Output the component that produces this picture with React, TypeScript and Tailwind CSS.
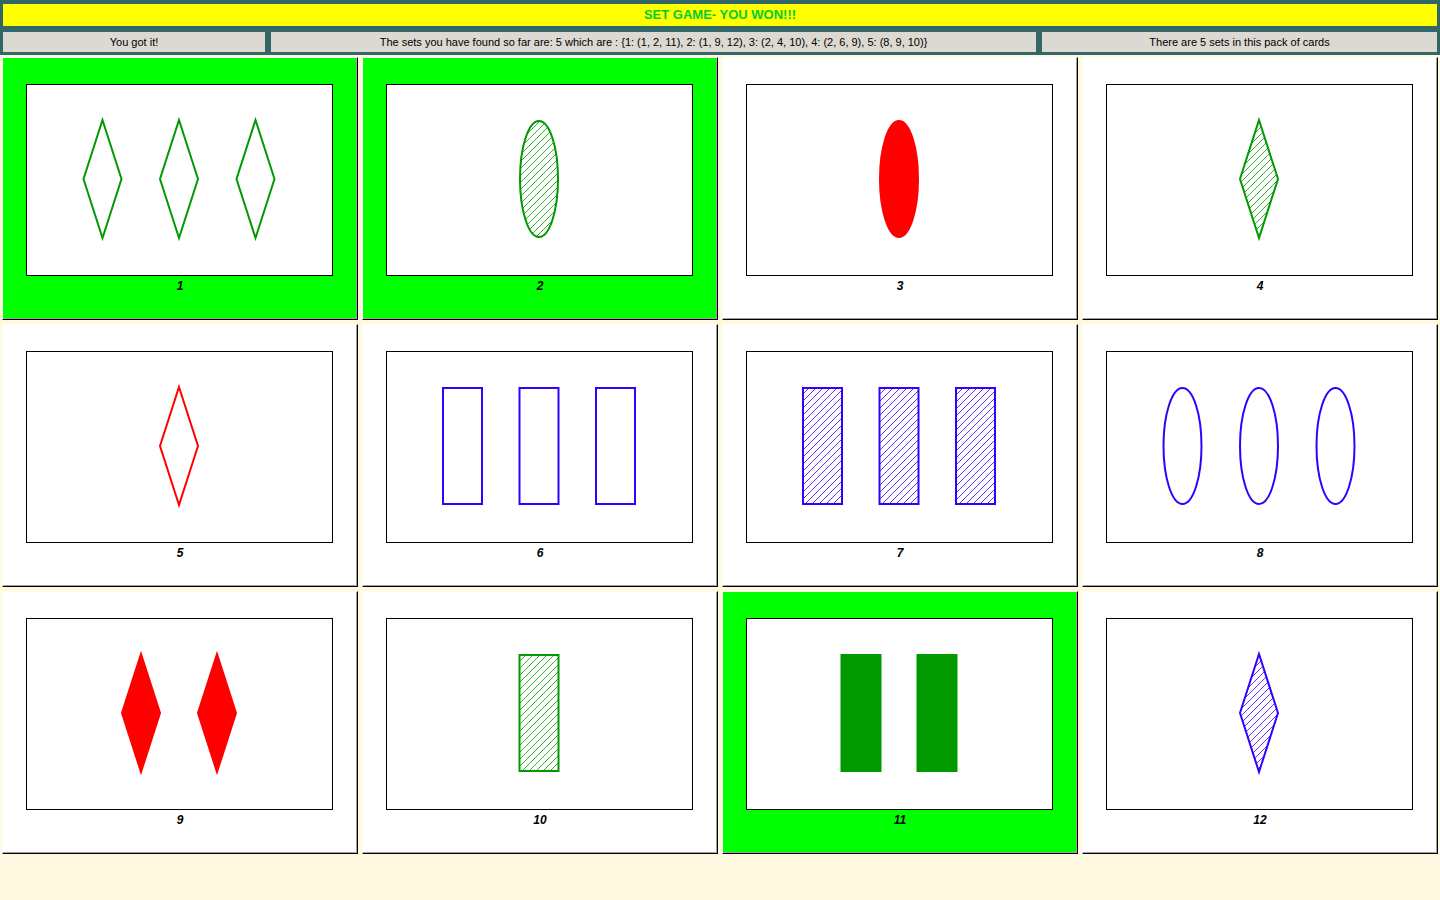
type Shape = "diamond" | "oval" | "rect";
type Fill = "empty" | "striped" | "solid";

interface Card {
  n: number;
  count: number;
  shape: Shape;
  color: string;
  fill: Fill;
  picked?: boolean;
}

const GREEN = "#009900";
const RED = "#ff0000";
const BLUE = "#3300ff";

const CARDS: Card[] = [
  { n: 1, count: 3, shape: "diamond", color: GREEN, fill: "empty", picked: true },
  { n: 2, count: 1, shape: "oval", color: GREEN, fill: "striped", picked: true },
  { n: 3, count: 1, shape: "oval", color: RED, fill: "solid" },
  { n: 4, count: 1, shape: "diamond", color: GREEN, fill: "striped" },
  { n: 5, count: 1, shape: "diamond", color: RED, fill: "empty" },
  { n: 6, count: 3, shape: "rect", color: BLUE, fill: "empty" },
  { n: 7, count: 3, shape: "rect", color: BLUE, fill: "striped" },
  { n: 8, count: 3, shape: "oval", color: BLUE, fill: "empty" },
  { n: 9, count: 2, shape: "diamond", color: RED, fill: "solid" },
  { n: 10, count: 1, shape: "rect", color: GREEN, fill: "striped" },
  { n: 11, count: 2, shape: "rect", color: GREEN, fill: "solid", picked: true },
  { n: 12, count: 1, shape: "diamond", color: BLUE, fill: "striped" },
];

// x centres of the symbols inside the white panel, by count
const CENTERS: Record<number, number[]> = {
  1: [152],
  2: [114, 190],
  3: [75.5, 152, 228.5],
};

function Glyph({ shape, cx, color, fill, id }: { shape: Shape; cx: number; color: string; fill: Fill; id: string }) {
  const paint = fill === "solid" ? color : fill === "striped" ? `url(#${id})` : "none";
  if (shape === "diamond") {
    return (
      <polygon
        points={`${cx},35 ${cx + 19},94 ${cx},153 ${cx - 19},94`}
        fill={paint}
        stroke={color}
        strokeWidth="2"
      />
    );
  }
  if (shape === "oval") {
    return <ellipse cx={cx} cy={94} rx={19} ry={58} fill={paint} stroke={color} strokeWidth="2" />;
  }
  return <rect x={cx - 19.5} y={36} width={39} height={116} fill={paint} stroke={color} strokeWidth="2" />;
}

function SetCard({ card }: { card: Card }) {
  const id = `hatch${card.n}`;
  return (
    <div
      className={`h-[263px] border-t border-l border-[#fffdf2] border-r-black border-b-black border-r border-b shadow-[inset_-1px_-1px_0_#a0a0a0] pt-[26px] ${
        card.picked ? "bg-[#00ff00]" : "bg-white"
      }`}
    >
      <div className="ml-[23px] h-[192px] w-[307px] border border-black bg-white">
        <svg viewBox="0 0 305 190" className="block h-[190px] w-[305px]">
          <defs>
            <pattern id={id} width="7" height="7" patternUnits="userSpaceOnUse">
              <path d="M -1,8 L 8,-1" stroke={card.color} strokeWidth="0.8" />
            </pattern>
          </defs>
          {CENTERS[card.count].map((cx) => (
            <Glyph key={cx} shape={card.shape} cx={cx} color={card.color} fill={card.fill} id={id} />
          ))}
        </svg>
      </div>
      <div
        className="mt-[3px] text-center text-[12px] font-bold italic leading-[14px] text-black"
        style={{ fontFamily: "'Liberation Sans', Arial, sans-serif" }}
      >
        {card.n}
      </div>
    </div>
  );
}

export default function App() {
  return (
    <div className="min-h-screen bg-[#fff9e2]" style={{ fontFamily: "'Liberation Sans', Arial, sans-serif" }}>
      <div className="bg-[#336666] px-[3px] pt-[4px] pb-[3px]">
        <div className="flex h-[22px] items-center justify-center bg-[#ffff00] text-[13px] font-bold text-[#00cc33]">
          SET GAME- YOU WON!!!
        </div>
        <div className="mt-[6px] flex h-[20px] gap-[6px] text-[11px] text-black">
          <div className="flex w-[262px] items-center justify-center bg-[#dcd8d2]">You got it!</div>
          <div className="flex w-[765px] items-center justify-center bg-[#dcd8d2]">
            The sets you have found so far are: 5 which are : {"{1: (1, 2, 11), 2: (1, 9, 12), 3: (2, 4, 10), 4: (2, 6, 9), 5: (8, 9, 10)}"}
          </div>
          <div className="flex flex-1 items-center justify-center bg-[#dcd8d2]">There are 5 sets in this pack of cards</div>
        </div>
      </div>
      <div className="mt-[2px] grid grid-cols-4 gap-x-[4px] gap-y-[4px] px-[2px]">
        {CARDS.map((c) => (
          <SetCard key={c.n} card={c} />
        ))}
      </div>
    </div>
  );
}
==*==
> **GIVEN REQUEST**
Scan the listing above. Collect all lines with the word "this".

> **CORRECT ANSWER**
Output the component that produces this picture with React, TypeScript and Tailwind CSS.
          <div className="flex flex-1 items-center justify-center bg-[#dcd8d2]">There are 5 sets in this pack of cards</div>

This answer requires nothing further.